Does the Tax Code Influence CEO Compensation?
The legislation consequently has had relatively little real impact on overall compensation.
Reacting to public and political scrutiny of high CEO compensation, Congress enacted legislation in 1993 to limit the corporate tax deductibility of executive pay. But a recent study by Nancy Rose and Catherine Wolfram indicates that this legislation had no significant effect on overall executive compensation levels.
In Regulating Executive Pay: Using the Tax Code to Influence CEO Compensation (NBER Working Paper No. 7842), the authors use data on nearly 1400 publicly traded U.S. corporations and examine the effect of "Section 162(m)," which limits the corporate tax deduction for compensation paid to the CEO and the next four highest-paid executive officers to $1 million per person. This cap represented roughly the median level of total compensation for large firms' CEOs at the time the legislation was enacted. Two exceptions are noteworthy. First, the limit applies only to the five named executive officers of the firm as of the end of the fiscal year. This creates the possibility of using post-retirement or deferred compensation to mitigate the effect of the tax limits. Some corporations have in fact restructured executive compensation to take advantage of this.

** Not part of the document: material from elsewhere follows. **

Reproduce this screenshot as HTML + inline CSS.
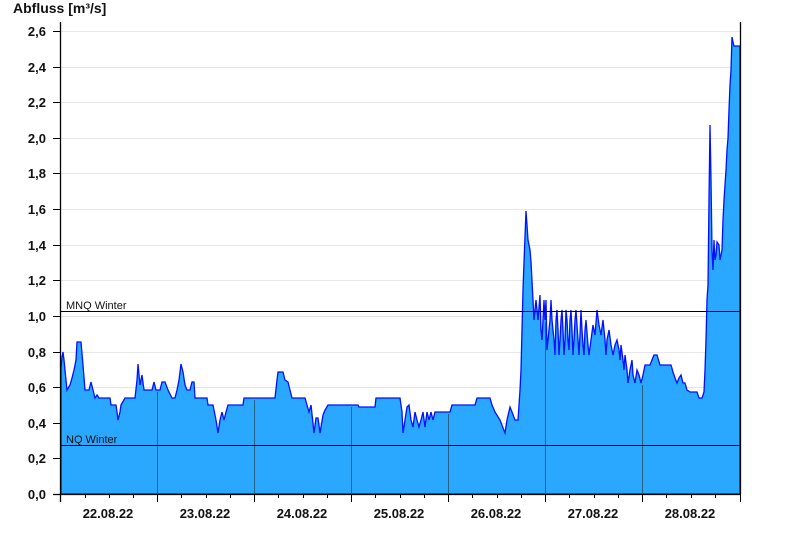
<!DOCTYPE html>
<html><head><meta charset="utf-8"><style>
body{margin:0;background:#fff;width:800px;height:550px;overflow:hidden}
svg text{font-family:"Liberation Sans",Arial,sans-serif;font-weight:bold;font-size:13px;fill:#111}
</style></head><body>
<svg width="800" height="550" viewBox="0 0 800 550">
<text x="13" y="13" style="font-size:14px">Abfluss [m³/s]</text>
<g stroke="#e6e6e6" stroke-width="1">
<line x1="61" y1="31.5" x2="740" y2="31.5"/><line x1="61" y1="67.5" x2="740" y2="67.5"/>
<line x1="61" y1="102.5" x2="740" y2="102.5"/><line x1="61" y1="138.5" x2="740" y2="138.5"/>
<line x1="61" y1="173.5" x2="740" y2="173.5"/><line x1="61" y1="209.5" x2="740" y2="209.5"/>
<line x1="61" y1="245.5" x2="740" y2="245.5"/><line x1="61" y1="280.5" x2="740" y2="280.5"/>
<line x1="61" y1="316.5" x2="740" y2="316.5"/><line x1="61" y1="352.5" x2="740" y2="352.5"/>
<line x1="61" y1="387.5" x2="740" y2="387.5"/><line x1="61" y1="423.5" x2="740" y2="423.5"/>
<line x1="61" y1="458.5" x2="740" y2="458.5"/>
</g>
<polygon fill="#2aa8ff" stroke="#0010ff" stroke-width="1.3" stroke-linejoin="miter" points="61,494 61,368 62,357 63,352 64,360 65,370 67,390 70,385 72,378 74,370 76,360 77,342 81,342 83,365 85,390 89,390 91,382 93,390 95,398 97,395 99,398 110,398 111,405 116,405 117,412 118,420 120,412 121,405 125,398 135,398 137,380 138,364 140,385 142,375 144,390 152,390 154,382 156,390 160,390 162,382 165,382 168,390 172,398 175,398 177,390 179,380 181,364 183,372 185,385 187,390 190,390 192,382 194,382 195,398 207,398 208,405 213,405 216,420 218,433 220,420 222,412 224,420 226,412 228,405 243,405 244,398 275,398 277,380 278,372 283,372 285,380 288,382 290,390 292,398 296,398 305,398 307,405 309,412 311,405 314,433 316,418 318,418 320,433 323,415 325,410 328,405 358,405 359,407 375,407 376,398 400,398 402,412 403,433 405,420 407,407 409,405 411,420 413,427 415,412 417,420 419,427 421,420 423,412 425,427 427,412 429,420 431,412 433,420 435,412 437,412 450,412 452,405 475,405 477,398 490,398 492,405 495,412 500,420 505,433 507,420 510,407 512,412 515,420 518,420 520,390 521,370 522,330 523,290 524,262 526,211 527,225 528,240 530,250 531,262 533,300 534,320 536,300 537,310 538,320 540,295 541,330 542,340 544,300 545,320 546,300 547,350 548,340 550,320 551,300 552,320 554,340 555,355 556,320 557,310 558,330 559,355 560,340 561,320 562,310 563,330 564,355 565,340 566,310 567,320 568,340 569,350 570,320 571,310 572,330 573,355 574,340 575,320 576,310 578,340 579,355 580,335 581,310 582,330 583,345 584,355 585,330 586,320 588,345 589,355 591,340 593,325 595,335 597,310 599,325 601,335 603,320 605,340 606,355 607,340 609,330 611,345 613,355 615,345 617,340 619,350 620,360 621,345 623,360 624,370 625,355 627,370 628,383 630,370 632,360 633,375 635,383 637,370 639,375 641,383 643,375 645,365 650,365 652,360 654,355 657,355 660,365 671,365 673,372 675,378 677,383 679,378 681,375 683,383 685,383 687,390 690,392 697,392 699,398 702,398 704,392 705,370 706,340 707,300 708,285 709,200 710,125 711,180 712,250 713,270 714,240 715,260 716,255 717,242 719,245 720,260 722,250 723,220 724,200 726,170 727,150 728,138 729,110 730,85 731,70 732,37 733,42 734,46 740,46 740,494"/>
<g stroke="#24607f" stroke-width="1">
<line x1="157.5" y1="392" x2="157.5" y2="494"/><line x1="254.5" y1="400" x2="254.5" y2="494"/>
<line x1="351.5" y1="407" x2="351.5" y2="494"/><line x1="448.5" y1="414" x2="448.5" y2="494"/>
<line x1="545.5" y1="322" x2="545.5" y2="494"/><line x1="642.5" y1="385" x2="642.5" y2="494"/>
</g>
<line x1="61" y1="311.5" x2="740" y2="311.5" stroke="#000" stroke-width="1"/>
<line x1="61" y1="445.5" x2="740" y2="445.5" stroke="#000" stroke-width="1"/>
<text x="66" y="309" style="font-weight:normal;font-size:11px">MNQ Winter</text>
<text x="66" y="443" style="font-weight:normal;font-size:11px">NQ Winter</text>
<g stroke="#000" stroke-width="1.3" fill="none">
<line x1="60.5" y1="22" x2="60.5" y2="502"/>
<line x1="740.5" y1="22" x2="740.5" y2="494"/>
<line x1="53" y1="494.5" x2="741" y2="494.5"/>
</g>
<g stroke="#000" stroke-width="1">
<line x1="53" y1="31.5" x2="61" y2="31.5"/><line x1="53" y1="67.5" x2="61" y2="67.5"/>
<line x1="53" y1="102.5" x2="61" y2="102.5"/><line x1="53" y1="138.5" x2="61" y2="138.5"/>
<line x1="53" y1="173.5" x2="61" y2="173.5"/><line x1="53" y1="209.5" x2="61" y2="209.5"/>
<line x1="53" y1="245.5" x2="61" y2="245.5"/><line x1="53" y1="280.5" x2="61" y2="280.5"/>
<line x1="53" y1="316.5" x2="61" y2="316.5"/><line x1="53" y1="352.5" x2="61" y2="352.5"/>
<line x1="53" y1="387.5" x2="61" y2="387.5"/><line x1="53" y1="423.5" x2="61" y2="423.5"/>
<line x1="53" y1="458.5" x2="61" y2="458.5"/>
<line x1="157.5" y1="494" x2="157.5" y2="502"/><line x1="254.5" y1="494" x2="254.5" y2="502"/>
<line x1="351.5" y1="494" x2="351.5" y2="502"/><line x1="448.5" y1="494" x2="448.5" y2="502"/>
<line x1="545.5" y1="494" x2="545.5" y2="502"/><line x1="642.5" y1="494" x2="642.5" y2="502"/>
<line x1="740.5" y1="494" x2="740.5" y2="502"/>
<line x1="85.5" y1="494" x2="85.5" y2="498"/><line x1="109.5" y1="494" x2="109.5" y2="498"/><line x1="133.5" y1="494" x2="133.5" y2="498"/>
<line x1="181.5" y1="494" x2="181.5" y2="498"/><line x1="206.5" y1="494" x2="206.5" y2="498"/><line x1="230.5" y1="494" x2="230.5" y2="498"/>
<line x1="278.5" y1="494" x2="278.5" y2="498"/><line x1="303.5" y1="494" x2="303.5" y2="498"/><line x1="327.5" y1="494" x2="327.5" y2="498"/>
<line x1="375.5" y1="494" x2="375.5" y2="498"/><line x1="400.5" y1="494" x2="400.5" y2="498"/><line x1="424.5" y1="494" x2="424.5" y2="498"/>
<line x1="472.5" y1="494" x2="472.5" y2="498"/><line x1="497.5" y1="494" x2="497.5" y2="498"/><line x1="521.5" y1="494" x2="521.5" y2="498"/>
<line x1="569.5" y1="494" x2="569.5" y2="498"/><line x1="594.5" y1="494" x2="594.5" y2="498"/><line x1="618.5" y1="494" x2="618.5" y2="498"/>
<line x1="666.5" y1="494" x2="666.5" y2="498"/><line x1="691.5" y1="494" x2="691.5" y2="498"/><line x1="715.5" y1="494" x2="715.5" y2="498"/>
</g>
<g text-anchor="end">
<text x="46" y="36">2,6</text><text x="46" y="72">2,4</text><text x="46" y="107">2,2</text>
<text x="46" y="143">2,0</text><text x="46" y="178">1,8</text><text x="46" y="214">1,6</text>
<text x="46" y="250">1,4</text><text x="46" y="285">1,2</text><text x="46" y="321">1,0</text>
<text x="46" y="357">0,8</text><text x="46" y="392">0,6</text><text x="46" y="428">0,4</text>
<text x="46" y="463">0,2</text><text x="46" y="499">0,0</text>
</g>
<g text-anchor="middle">
<text x="108" y="518">22.08.22</text><text x="205" y="518">23.08.22</text>
<text x="302" y="518">24.08.22</text><text x="399" y="518">25.08.22</text>
<text x="496" y="518">26.08.22</text><text x="593" y="518">27.08.22</text>
<text x="690" y="518">28.08.22</text>
</g>
</svg>
</body></html>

Second, Section 162(m) included an exemption for "qualified performance-based compensation." Firms may continue to claim tax deductions in excess of $1 million for compensation under shareholder-approved plans that link pay to objective measures of firm performance and are administered by a committee of "outside" directors on the Board. Three-quarters of all the firms studied by Rose and Wolfram qualified some type of compensation for this exemption, and roughly 40 percent of the firms affected by the pay cap qualified both bonus and stock options plans for exemption. Salary payments are considered non-performance-based by definition, and are therefore entirely subject to the $1 million cap.
Rose and Wolfram find that Section 162(m)'s limit on the deductibility of executive pay slowed salary growth and compressed executive salaries around the $1 million cap, but had little effect on bonus payments, stock option awards, and long-term incentive pay. The authors conclude that the legislation consequently has had relatively little real impact on overall compensation, and note that this is "consistent with the views expressed by many compensation consultants and corporate directors." This may reflect dilution of politicians' original intent to limit executive pay in the final legislation, and suggests that corporate pay decisions are better insulated from "blunt political pressure" than from direct stakeholder pressure brought to bear on individual firms.